Reimer and his team came up with the format through trial and error. They discovered that people were pretty task oriented, and actually preferred to perform tasks one after another, rather than indulging in the traditional gaming experience (i.e. shooting at targets, operating a vehicle or role-playing).

Traditionally, games might have a first task to accomplish followed by a second in quick succession. In Job Simulator, players are encourage to explore a bit more by creating breaks natural breaks. For example, a kitchen simulation involves order tickets getting pulled for a next job, which allows players some down time they can use to explore the game.

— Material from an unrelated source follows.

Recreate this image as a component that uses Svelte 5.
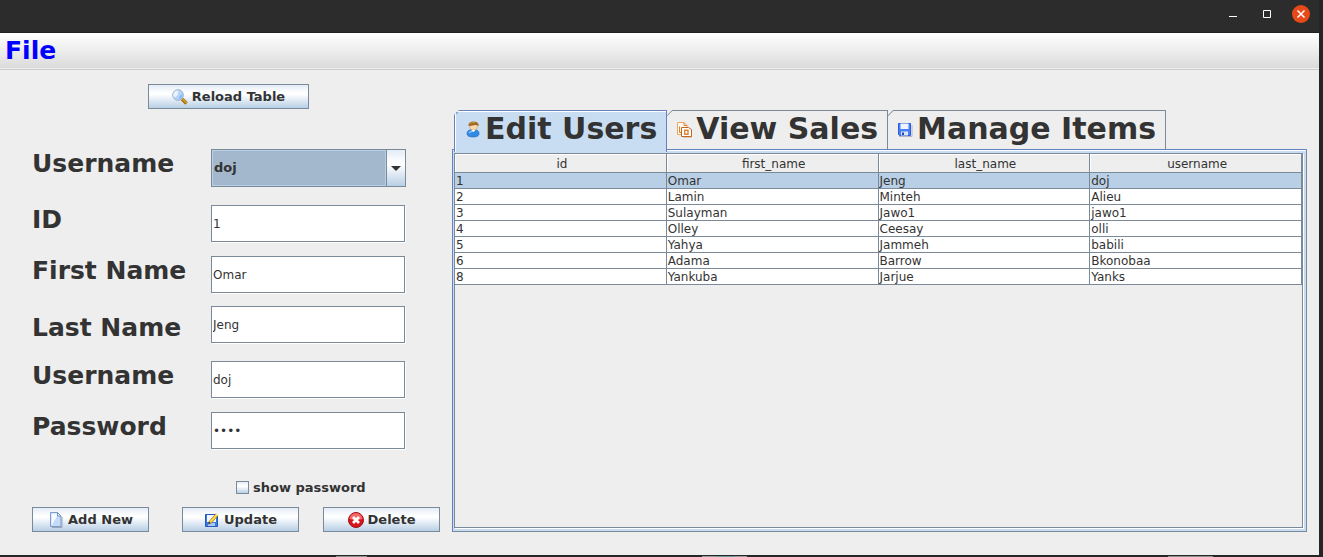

When Oculus Rift first began raising money, Reimer and his team researched VR, ultimately deciding it was time to dive head-first into the space. As cell phones became more advanced, they led to a rise in higher resolution display panels, and gave users a superior viewing experience that didn’t exist in the past, Reimer stated.

With the exception of a few companies, smaller upstarts at the time didn’t have the resources to compete. As new entrants into the markets and developer kits started being released, the flood gates began opening to both progress and funding in the VR space.

Reimer and his team were experimenting with various ideas, and were approached by video game developer Valve to work on a project that eventually became HTC‘s Vive.

Then Owchlemy came calling, along with other companies, to take a look at what the company was proposing to do. HTC 3D printed a prototype they shared with Owlchemy, which at the time had four employees. In Reimer’s basement, the team built the first Job Simulator prototype.

The company is currently working on other ways to make the game more inclusive of others in the room that aren’t the first person player in the game, experimenting with Google’s ARcore software. They are also set to release Vacation Simulator sometime this year.

“It turns out if you build something that gives the user a lot of agency they want to play with that agency,” Reimer told CNBC, “so you end up playing with the world closer to the way a child will interact with the world for the first time.”